[start]

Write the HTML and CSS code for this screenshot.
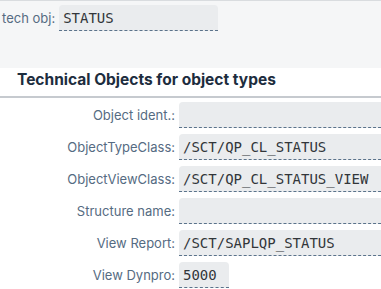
FILE: index.html
```html
<!DOCTYPE html>
<html lang="en">
<head>
  <meta charset="UTF-8">
  <title>Technical Objects</title>
  <link rel="stylesheet" href="styles.css">
</head>
<body>
  <!-- Header area with technical object -->
  <div class="top-panel">
    <div class="top-row">
      <label class="top-label">tech obj:</label>
      <div class="field field-top">STATUS</div>
    </div>
  </div>

  <div class="section-title">
    <h2>Technical Objects for object types</h2>
  </div>

  <!-- Form rows -->
  <div class="form">
    <label class="form-label">Object ident.:</label>
    <div class="field"></div>

    <label class="form-label">ObjectTypeClass:</label>
    <div class="field">/SCT/QP_CL_STATUS</div>

    <label class="form-label">ObjectViewClass:</label>
    <div class="field">/SCT/QP_CL_STATUS_VIEW</div>

    <label class="form-label">Structure name:</label>
    <div class="field"></div>

    <label class="form-label">View Report:</label>
    <div class="field">/SCT/SAPLQP_STATUS</div>

    <label class="form-label">View Dynpro:</label>
    <div class="field field-short">5000</div>
  </div>
</body>
</html>
```

FILE: styles.css
```css
/* Base styling */
body {
  margin: 0;
  font-family: Inter, 'Noto Sans', sans-serif;
  background: #fff;
  color: #32363a;
  overflow: hidden;
}
.top-panel {
  background: #f5f6f7;
  border-top: 1px solid #d9dcdf;
  height: 67px;
}
.top-row {
  display: flex;
  align-items: center;
  gap: 4px;
  padding: 4px 0 0 2px;
}
.top-label,
.form-label {
  font-size: 13px;
  color: #556b82;
}
.field {
  box-sizing: border-box;
  height: 26px;
  background: #eaecee;
  border-radius: 4px 4px 0 0;
  border-bottom: 1px dashed #5b738b;
  padding: 3px 4px 0;
  font-family: 'DejaVu Sans Mono', monospace;
  font-size: 14px;
  line-height: 20px;
  color: #32363a;
  white-space: nowrap;
}
.field-top {
  width: 159px;
}
.field-short {
  width: 50px;
}
.section-title {
  height: 28px;
  border-bottom: 2px solid #c6cacf;
  padding-left: 17px;
}
.section-title h2 {
  margin: 0;
  font-size: 15.5px;
  line-height: 22px;
  padding-top: 1px;
  color: #1d2d3e;
}
.form {
  display: grid;
  grid-template-columns: 175px 1fr;
  column-gap: 4px;
  row-gap: 6px;
  padding-top: 4px;
  margin-right: -10px;
}
.form-label {
  text-align: right;
  line-height: 26px;
}
```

[end]

> _What you should do_: Return the whole listing, word for word, and leave out every picture.

> _Expected answer_:
Write the HTML and CSS code for this screenshot.
FILE: index.html
```html
<!DOCTYPE html>
<html lang="en">
<head>
  <meta charset="UTF-8">
  <title>Technical Objects</title>
  <link rel="stylesheet" href="styles.css">
</head>
<body>
  <!-- Header area with technical object -->
  <div class="top-panel">
    <div class="top-row">
      <label class="top-label">tech obj:</label>
      <div class="field field-top">STATUS</div>
    </div>
  </div>

  <div class="section-title">
    <h2>Technical Objects for object types</h2>
  </div>

  <!-- Form rows -->
  <div class="form">
    <label class="form-label">Object ident.:</label>
    <div class="field"></div>

    <label class="form-label">ObjectTypeClass:</label>
    <div class="field">/SCT/QP_CL_STATUS</div>

    <label class="form-label">ObjectViewClass:</label>
    <div class="field">/SCT/QP_CL_STATUS_VIEW</div>

    <label class="form-label">Structure name:</label>
    <div class="field"></div>

    <label class="form-label">View Report:</label>
    <div class="field">/SCT/SAPLQP_STATUS</div>

    <label class="form-label">View Dynpro:</label>
    <div class="field field-short">5000</div>
  </div>
</body>
</html>
```

FILE: styles.css
```css
/* Base styling */
body {
  margin: 0;
  font-family: Inter, 'Noto Sans', sans-serif;
  background: #fff;
  color: #32363a;
  overflow: hidden;
}
.top-panel {
  background: #f5f6f7;
  border-top: 1px solid #d9dcdf;
  height: 67px;
}
.top-row {
  display: flex;
  align-items: center;
  gap: 4px;
  padding: 4px 0 0 2px;
}
.top-label,
.form-label {
  font-size: 13px;
  color: #556b82;
}
.field {
  box-sizing: border-box;
  height: 26px;
  background: #eaecee;
  border-radius: 4px 4px 0 0;
  border-bottom: 1px dashed #5b738b;
  padding: 3px 4px 0;
  font-family: 'DejaVu Sans Mono', monospace;
  font-size: 14px;
  line-height: 20px;
  color: #32363a;
  white-space: nowrap;
}
.field-top {
  width: 159px;
}
.field-short {
  width: 50px;
}
.section-title {
  height: 28px;
  border-bottom: 2px solid #c6cacf;
  padding-left: 17px;
}
.section-title h2 {
  margin: 0;
  font-size: 15.5px;
  line-height: 22px;
  padding-top: 1px;
  color: #1d2d3e;
}
.form {
  display: grid;
  grid-template-columns: 175px 1fr;
  column-gap: 4px;
  row-gap: 6px;
  padding-top: 4px;
  margin-right: -10px;
}
.form-label {
  text-align: right;
  line-height: 26px;
}
```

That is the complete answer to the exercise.